Pondering these thoughts today: You know when I prayed that 2017 would be a better year and it wasn’t; I think God was teaching me a lesson with Becky in my life. 
I never thought I’d fall-in-love again till I met Becky. Because even with all the negativity and challenges and even hunger throughout 2017, her smiles and the laughter and her parents inviting me and my kids over their home many times, we all found a way to be happy throughout 2017. The JOY did rise above the sorrow and the healing began back then and so it continues now. In-fact over the past 4-6 weeks Travis (child #4) has been the driving force of helping me down-size the house. There is way too much stuff in my life. I am a simple man, and he is making this transition so much easier for me and now I am getting addicted to having so much less stuff.

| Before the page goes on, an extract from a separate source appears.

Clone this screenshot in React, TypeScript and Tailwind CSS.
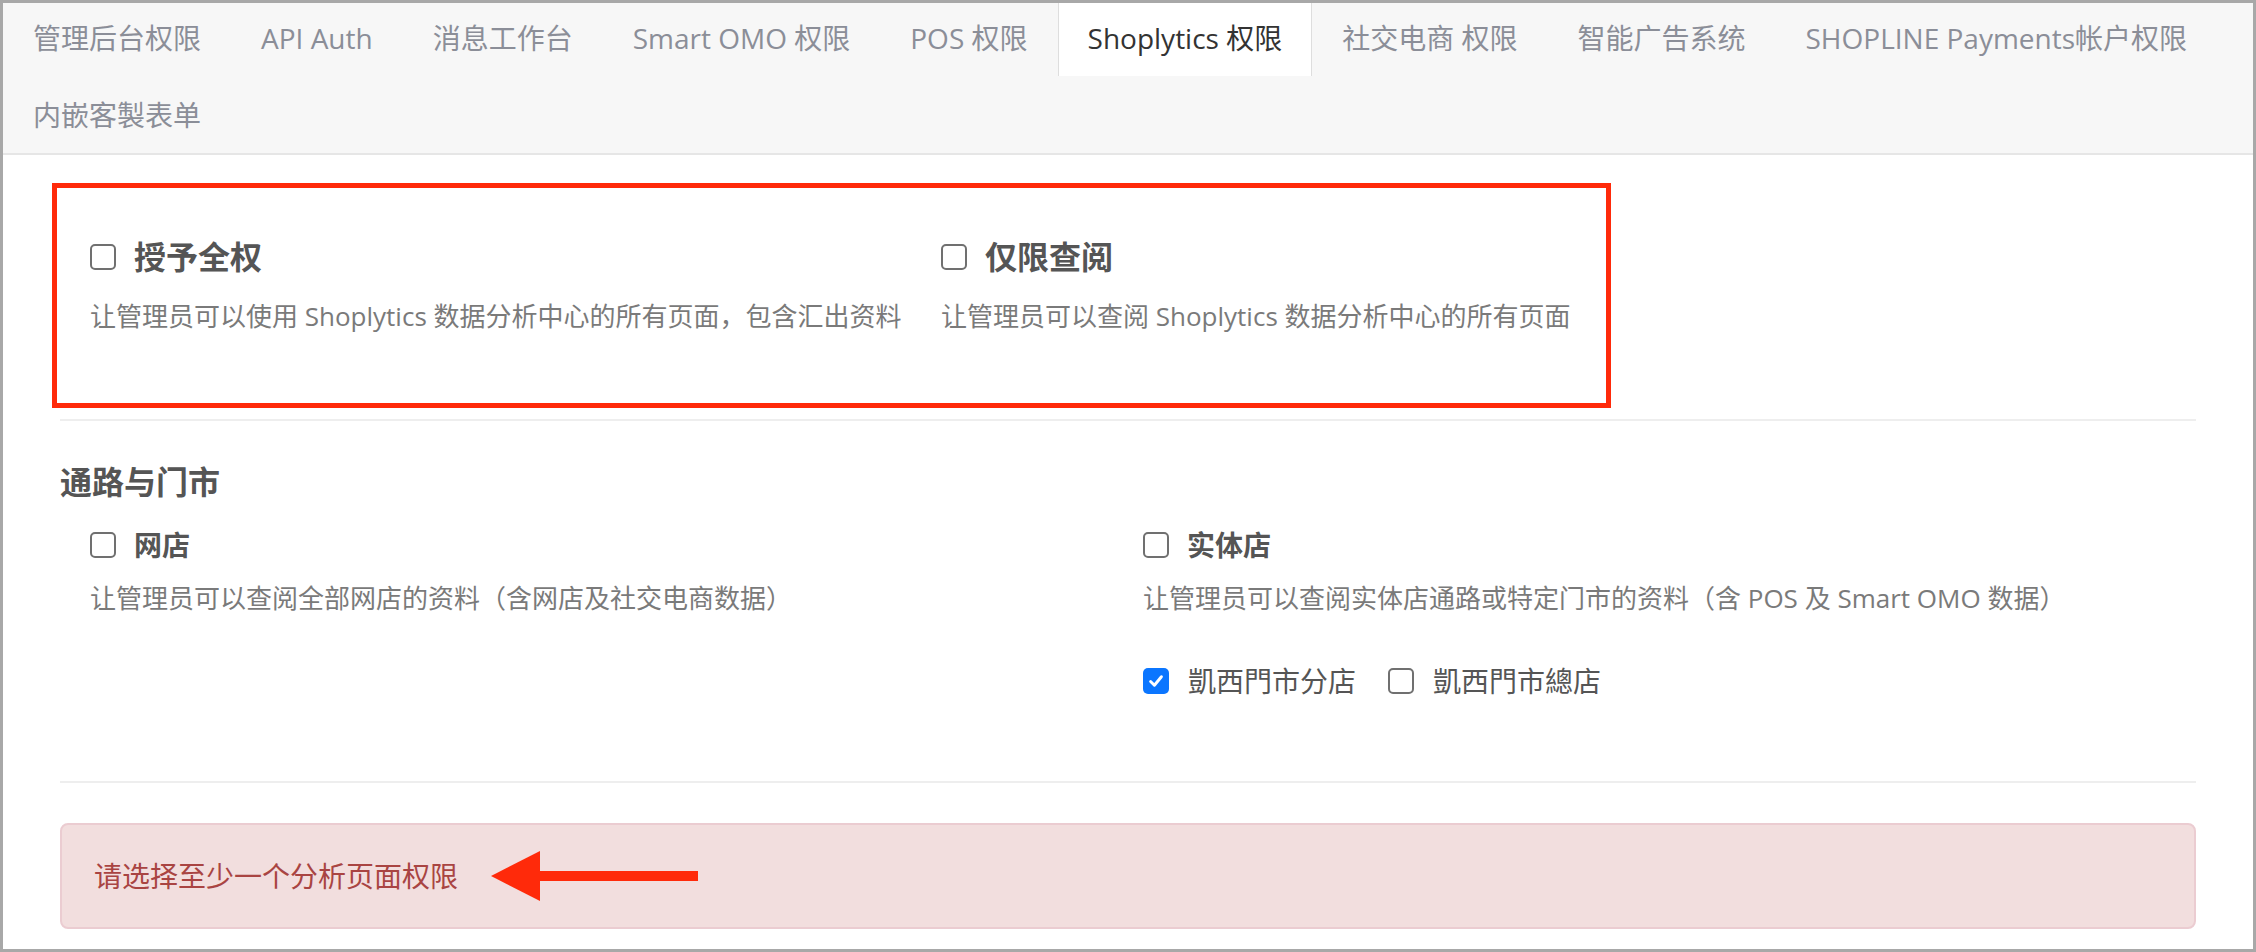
import React from "react";

const tabs = [
  "管理后台权限",
  "API Auth",
  "消息工作台",
  "Smart OMO 权限",
  "POS 权限",
  "Shoplytics 权限",
  "社交电商 权限",
  "智能广告系统",
  "SHOPLINE Payments帐户权限",
  "内嵌客製表单",
];

function Box({ checked = false }: { checked?: boolean }) {
  if (checked) {
    return (
      <span className="w-[26px] h-[26px] shrink-0 rounded-[5px] bg-[#0b76ff] flex items-center justify-center">
        <svg width="18" height="18" viewBox="0 0 16 16">
          <path d="M3.2 8.4 L6.6 11.8 L12.8 4.2" fill="none" stroke="#fff" strokeWidth="2.6" strokeLinecap="round" strokeLinejoin="round" />
        </svg>
      </span>
    );
  }
  return <span className="w-[26px] h-[26px] shrink-0 rounded-[5px] border-2 border-[#707070] bg-white" />;
}

export default function App() {
  return (
    <div className="w-[2256px] h-[952px] bg-white border-[3px] border-[#a8a8a8] overflow-hidden flex flex-col font-['Open_Sans','Noto_Sans_CJK_SC',sans-serif]">
      {/* tab bar */}
      <div className="bg-[#f7f7f7] border-b-2 border-[#e6e6e6] flex flex-wrap gap-y-[4px] shrink-0">
        {tabs.map((t) => {
          const active = t === "Shoplytics 权限";
          return (
            <div
              key={t}
              className={
                active
                  ? "h-[73px] px-[30px] pb-[3px] flex items-center text-[28px] text-[#333] bg-white shadow-[inset_1px_0_0_#dedede,inset_-1px_0_0_#dedede] whitespace-nowrap"
                  : "h-[73px] px-[30px] pb-[3px] flex items-center text-[28px] text-[#8b8e98] whitespace-nowrap"
              }
            >
              {t}
            </div>
          );
        })}
      </div>

      {/* content */}
      <div className="px-[57px] flex flex-col">
        {/* annotated top row */}
        <div className="mt-[28px] -ml-[8px] w-[1559px] h-[225px] border-[5px] border-[#ff2a0a] pl-[33px] pt-[45px] flex">
          <div className="w-[851px] flex flex-col">
            <div className="h-[48px] flex items-center">
              <Box />
              <span className="ml-[18px] text-[32px] font-bold text-[#555] leading-[48px]">授予全权</span>
            </div>
            <div className="mt-[16px] text-[26px] leading-[39px] text-[#7a7a7a] whitespace-nowrap">
              让管理员可以使用 Shoplytics 数据分析中心的所有页面，包含汇出资料
            </div>
          </div>
          <div className="flex flex-col">
            <div className="h-[48px] flex items-center">
              <Box />
              <span className="ml-[18px] text-[32px] font-bold text-[#555] leading-[48px]">仅限查阅</span>
            </div>
            <div className="mt-[16px] text-[26px] leading-[39px] text-[#7a7a7a] whitespace-nowrap">
              让管理员可以查阅 Shoplytics 数据分析中心的所有页面
            </div>
          </div>
        </div>

        <div className="mt-[11px] h-[2px] bg-[#eeeeee]" />

        <div className="mt-[39px] text-[32px] font-bold text-[#555] leading-[44px]">通路与门市</div>

        <div className="flex pl-[30px] mt-[17px]">
          <div className="w-[1053px] flex flex-col">
            <div className="h-[48px] flex items-center">
              <Box />
              <span className="ml-[18px] text-[28px] font-bold text-[#555] leading-[48px]">网店</span>
            </div>
            <div className="mt-[10px] text-[26px] leading-[39px] text-[#7a7a7a] whitespace-nowrap">
              让管理员可以查阅全部网店的资料（含网店及社交电商数据）
            </div>
          </div>
          <div className="flex flex-col">
            <div className="h-[48px] flex items-center">
              <Box />
              <span className="ml-[18px] text-[28px] font-bold text-[#555] leading-[48px]">实体店</span>
            </div>
            <div className="mt-[10px] text-[26px] leading-[39px] text-[#7a7a7a] whitespace-nowrap">
              让管理员可以查阅实体店通路或特定门市的资料（含 POS 及 Smart OMO 数据）
            </div>
            <div className="mt-[43px] h-[40px] flex items-center">
              <Box checked />
              <span className="ml-[19px] mr-[32px] text-[28px] text-[#555] leading-[40px]">凱西門市分店</span>
              <Box />
              <span className="ml-[19px] text-[28px] text-[#555] leading-[40px]">凱西門市總店</span>
            </div>
          </div>
        </div>

        <div className="mt-[80px] h-[2px] bg-[#eeeeee]" />

        <div className="mt-[40px] h-[106px] rounded-[8px] border-2 border-[#ebccd1] bg-[#f2dede] px-[32px] flex items-center">
          <span className="text-[28px] text-[#a94442] leading-[40px]">请选择至少一个分析页面权限</span>
          <svg className="ml-[33px]" width="207" height="50" viewBox="0 0 207 50">
            <polygon points="0,25 49,0 49,50" fill="#ff2a0a" />
            <rect x="48" y="20" width="159" height="10" fill="#ff2a0a" />
          </svg>
        </div>
      </div>
    </div>
  );
}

This in and of itself is a healing.

LOVE YOU GUYS !!!!

Your brother in Christ Jesus 
And His Most Blessed Mother,
Jim (The Rosary Man) Dacey Jr OFS

Today is Sunday: We pray the Glorious Mysteries:

The Glorious Mysteries

1. The Resurrection (Faith) –Mark 16:1-8
2. The Ascension (Hope) –Luke 24:50-53
3. The Descent of the Holy Spirit (Love) –Acts 2:1-4
4. The Assumption of Our Lady
(Grace of a Happy Death) –Rev 12:1-6
5. The Coronation of Mary (Mary’s intercession) –Judith 15:9-10

Glory and Honor and Praise to You Lord Jesus Christ!